# Pricing old photography kit



## Adam.Szotyori (Mar 4, 2013)

Hello!
I want to sell my grandfathers old film photography kit, but I don't know how much does it worth. Please help with pricing.
There are some pictures of the kit:ImageShack Album - 29 images


----------



## The_Traveler (Mar 4, 2013)

It looks like the Leica body is the only piece of substantive value and your best bet is to find the model number and do a search on the web.


----------



## Light Guru (Mar 4, 2013)

Your link won't open on my phone. So I have no idea what you have. 

You should just look for the same items on eBay looking only at ended auctions to see what they sold for.


----------



## Adam.Szotyori (Mar 4, 2013)

The_Traveler said:


> It looks like the Leica body is the only piece of substantive value and your best bet is to find the model number and do a search on the web.



It's a Zorki 1 Russian camera (Leica replica)


----------



## BrianV (Mar 4, 2013)

What is the working condition of the camera? Are the shutter curtains in good condition?
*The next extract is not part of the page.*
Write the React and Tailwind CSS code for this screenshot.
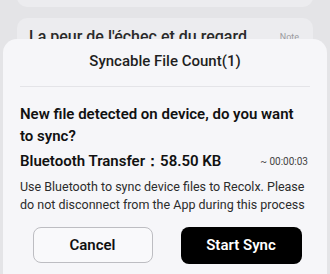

In good working condition, with a Jupiter-8 lens, A Zorki 1 might go in the $80~$100 range. Without a lens, requiring repair- it is not going to get much at all. 

Are there any lenses for the camera?


----------



## Adam.Szotyori (Mar 5, 2013)

BrianV said:


> What is the working condition of the camera? Are the shutter curtains in good condition? In good working condition, with a Jupiter-8 lens, A Zorki 1 might go in the $80~$100 range. Without a lens, requiring repair- it is not going to get much at all.
> 
> Are there any lenses for the camera?



I have just the body. When I pressed the shutter button the curtain was moving. So I think it's in a good condition.

The film processing equipment and the rest of the kit does have any value?


----------



## BrianV (Mar 5, 2013)

There is a brass lens- on a "board". Not sure if it can be used for a larger format camera.

Darkroom equipment in general has declined greatly in value. 

On the Zorki: look for any wrinkles in the curtains, any holes in them. This means they need to be replaced. I have several with bad curtains, but the mechanism still works. The material has deteriorated.


----------



## Adam.Szotyori (Mar 21, 2013)

I checked it. It seems like it doesn't have any wrinkles or holes in the shutter curtain.


----------